>>>>
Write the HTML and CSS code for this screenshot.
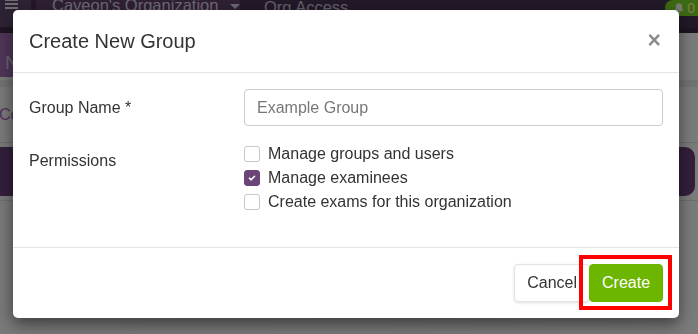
FILE: index.html
```html
<!DOCTYPE html>
<html lang="en">

<head>
  <meta charset="UTF-8" />
  <meta name="viewport" content="width=device-width, initial-scale=1.0" />
  <title>Create New Group</title>
  <link rel="stylesheet" href="styles.css">
</head>

<body>
  <div class="app">
    <header class="topbar">
      <div class="menu">
        <span class="menu-bar"></span>
        <span class="menu-bar"></span>
        <span class="menu-bar"></span>
      </div>
      <div class="org-switch">Caveon's Organization <span class="caret"></span></div>
      <a class="nav-link">Org Access</a>
      <div class="notify">
        <svg class="bell" viewBox="0 0 16 16" width="12" height="12">
          <path d="M8 1.5c-2.6 0-4.3 2-4.3 4.6v3.2L2.2 11.6v.8h11.6v-.8l-1.5-2.3V6.1C12.3 3.5 10.6 1.5 8 1.5zM6.4 13.3a1.6 1.6 0 0 0 3.2 0z" fill="currentColor" />
        </svg>
        <span class="notify-count">0</span>
      </div>
    </header>
    <div class="topbar-edge"></div>

    <div class="page-title">New Group</div>
    <div class="crumbs">
      <a class="crumb">Console</a>
    </div>
    <div class="panel-head"></div>
    <div class="panel-body"></div>
  </div>

  <div class="backdrop">
    <div class="modal">
      <div class="modal-header">
        <h4 class="modal-title">Create New Group</h4>
        <button class="close" type="button">&times;</button>
      </div>

      <div class="modal-body">
        <div class="form-row form-row-center">
          <label for="groupName" class="form-label">Group Name *</label>
          <input type="text" class="input" id="groupName" placeholder="Example Group">
        </div>

        <div class="form-row">
          <div class="form-label form-label-offset">Permissions</div>
          <div class="checks">
            <label class="check">
              <span class="box"></span>
              Manage groups and users
            </label>
            <label class="check">
              <span class="box box-on">
                <svg viewBox="0 0 10 10" width="8" height="8">
                  <path d="M1.8 5.2 4 7.3 8.2 2.8" fill="none" stroke="#fff" stroke-width="1.9" stroke-linecap="round" stroke-linejoin="round" />
                </svg>
              </span>
              Manage examinees
            </label>
            <label class="check">
              <span class="box"></span>
              Create exams for this organization
            </label>
          </div>
        </div>
      </div>

      <div class="modal-footer">
        <button class="btn btn-default" type="button">Cancel</button>
        <button class="btn btn-create" type="button">Create</button>
      </div>
    </div>
  </div>
</body>

</html>
```

FILE: styles.css
```css
:root {
  --purple: #6b4577;
  --green: #6cb600;
  --text: #333333;
  --divider: #e5e5e5;
}

* {
  box-sizing: border-box;
}

html,
body {
  margin: 0;
  height: 100%;
  overflow: hidden;
}

body {
  font-family: "Liberation Sans", Arial, sans-serif;
  font-size: 16px;
  color: var(--text);
  background-color: #eeeeee;
}

/* ---- page behind the dialog ---- */

.app {
  height: 100%;
  background: linear-gradient(to right, #f2f2f2, #eeeeee 60%, #f6f6f6);
}

.topbar {
  display: flex;
  align-items: flex-start;
  height: 28px;
  background-color: #45314f;
}

.menu {
  display: flex;
  flex-direction: column;
  gap: 2px;
  width: 31px;
  height: 100%;
  padding: 0 0 0 5px;
  margin-top: -1px;
  background-color: #5c4668;
}

.menu-bar {
  display: block;
  width: 13px;
  height: 2px;
  background-color: #e2dde6;
}

.org-switch {
  display: flex;
  align-items: flex-start;
  height: 100%;
  width: 204px;
  margin-left: 5px;
  padding: 0 0 0 16px;
  font-size: 16.5px;
  line-height: 1;
  white-space: nowrap;
  color: #d9cfe0;
  background-color: #5d4068;
  margin-top: -3px;
}

.caret {
  display: inline-block;
  margin: 7px 0 0 12px;
  border-top: 5px solid #d9cfe0;
  border-left: 5px solid transparent;
  border-right: 5px solid transparent;
}

.nav-link {
  margin: -1px 0 0 24px;
  font-size: 16.5px;
  line-height: 1;
  color: #c9bfd0;
}

.notify {
  display: flex;
  align-items: center;
  gap: 2px;
  margin-left: auto;
  height: 16px;
  padding: 0 3px 0 8px;
  border-radius: 8px 0 0 8px;
  background-color: #7ad326;
  color: #eef3e6;
}

.notify-count {
  font-size: 14px;
  color: #f4f2a0;
}

.topbar-edge {
  height: 5px;
  background-color: #3a2c42;
}

.page-title {
  width: 55%;
  height: 44px;
  padding: 20px 0 0 5px;
  font-size: 19px;
  line-height: 1;
  color: #d6c8dc;
  background-color: #a06cb2;
}

.crumbs {
  margin-top: 3px;
  height: 63px;
  border-top: 7px solid #e4e4e4;
  border-bottom: 1px solid #d8d8d8;
  display: flex;
  align-items: center;
}

.crumb {
  margin-left: -1px;
  font-size: 16px;
  color: #a262b8;
}

.panel-head {
  margin: 4px 3px 0 0;
  height: 49px;
  border-radius: 0 10px 10px 0;
  background-color: #653f76;
}

.panel-body {
  margin-top: 4px;
  border-top: 1px solid #dcdcdc;
}

/* ---- dialog ---- */

.backdrop {
  position: fixed;
  inset: 0;
  background-color: rgba(0, 0, 0, 0.5);
}

.modal {
  position: absolute;
  top: 10px;
  left: 13px;
  width: 666px;
  background-color: #ffffff;
  border-radius: 5px;
  box-shadow: 0 6px 16px rgba(0, 0, 0, 0.5);
}

.modal-header {
  display: flex;
  align-items: center;
  padding: 19px 16px 20px;
  border-bottom: 1px solid var(--divider);
}

.modal-title {
  margin: 0;
  font-size: 20px;
  font-weight: 400;
  line-height: 22px;
  color: var(--text);
}

.close {
  margin-left: auto;
  margin-right: 2px;
  padding: 0;
  border: 0;
  background: none;
  font-family: "Liberation Sans", Arial, sans-serif;
  font-size: 23px;
  font-weight: 700;
  line-height: 1;
  color: #000;
  opacity: 0.45;
  cursor: pointer;
}

.modal-body {
  display: flex;
  flex-direction: column;
  gap: 16px;
  padding: 16px 16px 33px;
}

.form-row {
  display: grid;
  grid-template-columns: 215px 1fr;
}

.form-row-center {
  align-items: center;
}

.form-label {
  color: var(--text);
}

.form-label-offset {
  padding-top: 10px;
}

.input {
  display: block;
  width: 100%;
  height: 37px;
  padding: 0 12px;
  font-family: inherit;
  font-size: 16px;
  color: var(--text);
  background-color: #fff;
  border: 1px solid #cccccc;
  border-radius: 4px;
}

.input::placeholder {
  color: #777777;
}

.checks {
  display: flex;
  flex-direction: column;
}

.check {
  display: flex;
  align-items: center;
  gap: 8px;
  height: 24px;
  line-height: 24px;
}

.box {
  display: inline-flex;
  align-items: center;
  justify-content: center;
  width: 16px;
  height: 16px;
  border: 1px solid #c8c8c8;
  border-radius: 3px;
  background-color: #fff;
}

.box-on {
  border-color: var(--purple);
  background-color: var(--purple);
}

.modal-footer {
  display: flex;
  justify-content: flex-end;
  padding: 16px;
  border-top: 1px solid var(--divider);
}

.btn {
  height: 38px;
  padding: 0 12px;
  font-family: inherit;
  font-size: 16px;
  border-radius: 4px;
  cursor: pointer;
}

.btn-default {
  margin-right: -1px;
  color: var(--text);
  background-color: #fff;
  border: 1px solid #e3e3e3;
  box-shadow: 0 1px 3px rgba(0, 0, 0, 0.12);
}

.btn-create {
  position: relative;
  width: 74px;
  color: #fff;
  background-color: var(--green);
  border: 1px solid var(--green);
}

/* annotation box drawn round the Create button */
.btn-create::after {
  content: "";
  position: absolute;
  top: -10px;
  right: -10px;
  bottom: -9px;
  left: -11px;
  border: 4px solid #ff0000;
}
```
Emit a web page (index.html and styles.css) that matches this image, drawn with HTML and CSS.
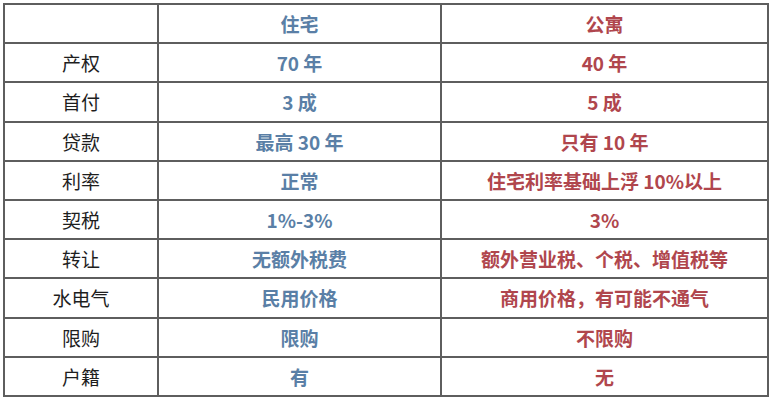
FILE: index.html
```html
<!DOCTYPE html>
<html lang="zh">
<head>
<meta charset="utf-8">
<link rel="stylesheet" href="styles.css">
</head>
<body>
<div class="grid">
  <div class="cell"></div><div class="cell house">住宅</div><div class="cell apt">公寓</div>
  <div class="cell label">产权</div><div class="cell house">70 年</div><div class="cell apt">40 年</div>
  <div class="cell label">首付</div><div class="cell house">3 成</div><div class="cell apt">5 成</div>
  <div class="cell label">贷款</div><div class="cell house">最高 30 年</div><div class="cell apt">只有 10 年</div>
  <div class="cell label">利率</div><div class="cell house">正常</div><div class="cell apt">住宅利率基础上浮 10%以上</div>
  <div class="cell label">契税</div><div class="cell house">1%-3%</div><div class="cell apt">3%</div>
  <div class="cell label">转让</div><div class="cell house">无额外税费</div><div class="cell apt">额外营业税、个税、增值税等</div>
  <div class="cell label">水电气</div><div class="cell house">民用价格</div><div class="cell apt">商用价格，有可能不通气</div>
  <div class="cell label">限购</div><div class="cell house">限购</div><div class="cell apt">不限购</div>
  <div class="cell label">户籍</div><div class="cell house">有</div><div class="cell apt">无</div>
</div>
</body>
</html>
```
FILE: styles.css
```css
html, body {
  margin: 0;
  padding: 0;
  background: #ffffff;
}
body {
  padding: 3px;
  font-family: "Noto Sans CJK SC", "Noto Sans", sans-serif;
}
.grid {
  width: 766px;
  height: 394px;
  box-sizing: border-box;
  display: grid;
  grid-template-columns: 152px 281px 1fr;
  grid-template-rows: repeat(10, 1fr);
  gap: 2px;
  padding: 2px;
  background: #5e5e5e;
}
.cell {
  background: #ffffff;
  display: flex;
  align-items: center;
  justify-content: center;
  font-size: 19px;
  line-height: 1;
}
.label {
  color: #1e1e1e;
  font-weight: 400;
}
.house {
  color: #5a7fa6;
  font-weight: 700;
}
.apt {
  color: #b0464d;
  font-weight: 700;
}
```
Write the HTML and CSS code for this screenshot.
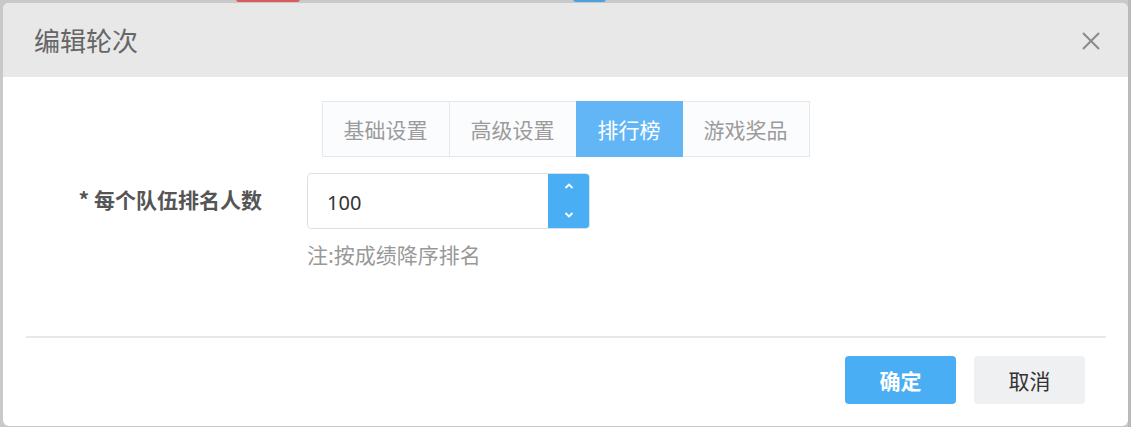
FILE: index.html
```html
<!DOCTYPE html>
<html lang="zh-CN">
<head>
<meta charset="utf-8">
<title>编辑轮次</title>
<link rel="stylesheet" href="styles.css">
</head>
<body>
<div class="backdrop">
  <span class="bd-red"></span>
  <span class="bd-blue"></span>
</div>
<div class="modal">
  <div class="modal-header">
    <div class="modal-title">编辑轮次</div>
    <button class="close-btn" aria-label="关闭">
      <svg width="18" height="18" viewBox="0 0 18 18"><path d="M1 1L17 17M17 1L1 17" stroke="#8a8a8a" stroke-width="2" fill="none"/></svg>
    </button>
  </div>
  <div class="modal-body">
    <div class="tabs">
      <div class="tab">基础设置</div>
      <div class="tab">高级设置</div>
      <div class="tab active">排行榜</div>
      <div class="tab">游戏奖品</div>
    </div>
    <div class="form-row">
      <label class="form-label">* 每个队伍排名人数</label>
      <div class="form-control">
        <div class="number-input">
          <span class="number-value">100</span>
          <div class="spinner">
            <svg class="chev" width="10" height="6" viewBox="0 0 10 6"><path d="M1.5 5L5 1.5L8.5 5" stroke="#fff" stroke-width="1.8" fill="none"/></svg>
            <svg class="chev" width="10" height="6" viewBox="0 0 10 6"><path d="M1.5 1L5 4.5L8.5 1" stroke="#fff" stroke-width="1.8" fill="none"/></svg>
          </div>
        </div>
        <div class="note">注:按成绩降序排名</div>
      </div>
    </div>
  </div>
  <div class="divider"></div>
  <div class="modal-footer">
    <button class="btn btn-primary">确定</button>
    <button class="btn btn-default">取消</button>
  </div>
</div>
</body>
</html>
```
FILE: styles.css
```css
* { box-sizing: border-box; }
html, body { margin: 0; padding: 0; }
body {
  width: 1131px;
  height: 427px;
  overflow: hidden;
  background: #c9c9c9;
  font-family: "Noto Sans CJK SC", "Noto Sans", sans-serif;
  position: relative;
  padding: 3px 3px 0 3px;
}
.backdrop {
  position: absolute;
  left: 0; top: 0;
  width: 1131px; height: 427px;
  background-image: linear-gradient(to right, transparent 1128px, #b9b9b9 1128px);
}
.bd-red {
  position: absolute; left: 236px; top: -4px;
  width: 64px; height: 6px; border-radius: 3px;
  background: #d95b5b;
}
.bd-blue {
  position: absolute; left: 573px; top: -4px;
  width: 33px; height: 6px; border-radius: 3px;
  background: #4f9fdc;
}
.modal {
  position: relative;
  width: 1125px;
  height: 423px;
  background: #fff;
  border-radius: 6px;
  overflow: hidden;
}
.modal-header {
  height: 74px;
  background: #e8e8e8;
  display: flex;
  align-items: center;
  justify-content: space-between;
  padding: 0 28px 0 31px;
}
.modal-title {
  font-size: 26px;
  color: #666;
  line-height: 1;
  margin-top: -1px;
}
.close-btn {
  border: 0;
  background: transparent;
  padding: 0;
  width: 18px; height: 18px;
  display: flex;
  margin-top: 2px;
}
.modal-body {
  padding-top: 24px;
}
.tabs {
  display: flex;
  justify-content: center;
}
.tab {
  height: 56px;
  padding: 0 21px;
  font-size: 21px;
  line-height: 54px;
  color: #9b9b9b;
  background: #fbfcfd;
  border: 1px solid #e6e8eb;
}
.tab + .tab { margin-left: -1px; }
.tab.active {
  background: #63b6f6;
  border-color: #63b6f6;
  color: #fff;
  position: relative;
}
.form-row {
  display: flex;
  margin-top: 16px;
}
.form-label {
  width: 259px;
  text-align: right;
  font-size: 21px;
  font-weight: bold;
  color: #555;
  line-height: 52px;
  white-space: nowrap;
}
.form-control {
  margin-left: 45px;
}
.number-input {
  width: 283px;
  height: 56px;
  border: 1px solid #dcdfe6;
  border-radius: 4px;
  display: flex;
  align-items: center;
  justify-content: space-between;
  overflow: hidden;
}
.number-value {
  padding-left: 19px;
  font-family: "Noto Sans", "Noto Sans CJK SC", sans-serif;
  font-size: 20px;
  color: #333;
  margin-top: 2px;
}
.spinner {
  width: 42px;
  height: 56px;
  margin-right: -1px;
  background: #4aaef5;
  display: flex;
  flex-direction: column;
  align-items: center;
  justify-content: space-between;
  padding: 10px 0 11px 0;
}
.chev { display: block; }
.note {
  margin-top: 10px;
  font-size: 21px;
  line-height: 30px;
  color: #999;
}
.divider {
  height: 2px;
  background: #e8e8e8;
  margin: 67px 22px 0 23px;
}
.modal-footer {
  display: flex;
  justify-content: flex-end;
  padding: 18px 43px 0 0;
  gap: 18px;
}
.btn {
  width: 111px;
  height: 48px;
  border: 0;
  border-radius: 4px;
  font-family: "Noto Sans CJK SC", sans-serif;
  font-size: 21px;
  padding: 0;
}
.btn-primary {
  background: #4aaef5;
  color: #fff;
  font-weight: bold;
}
.btn-default {
  background: #eef0f2;
  color: #333;
}
```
<<<<
Count every line of the records that holds "page". State the number, nothing else.

● **Response**
4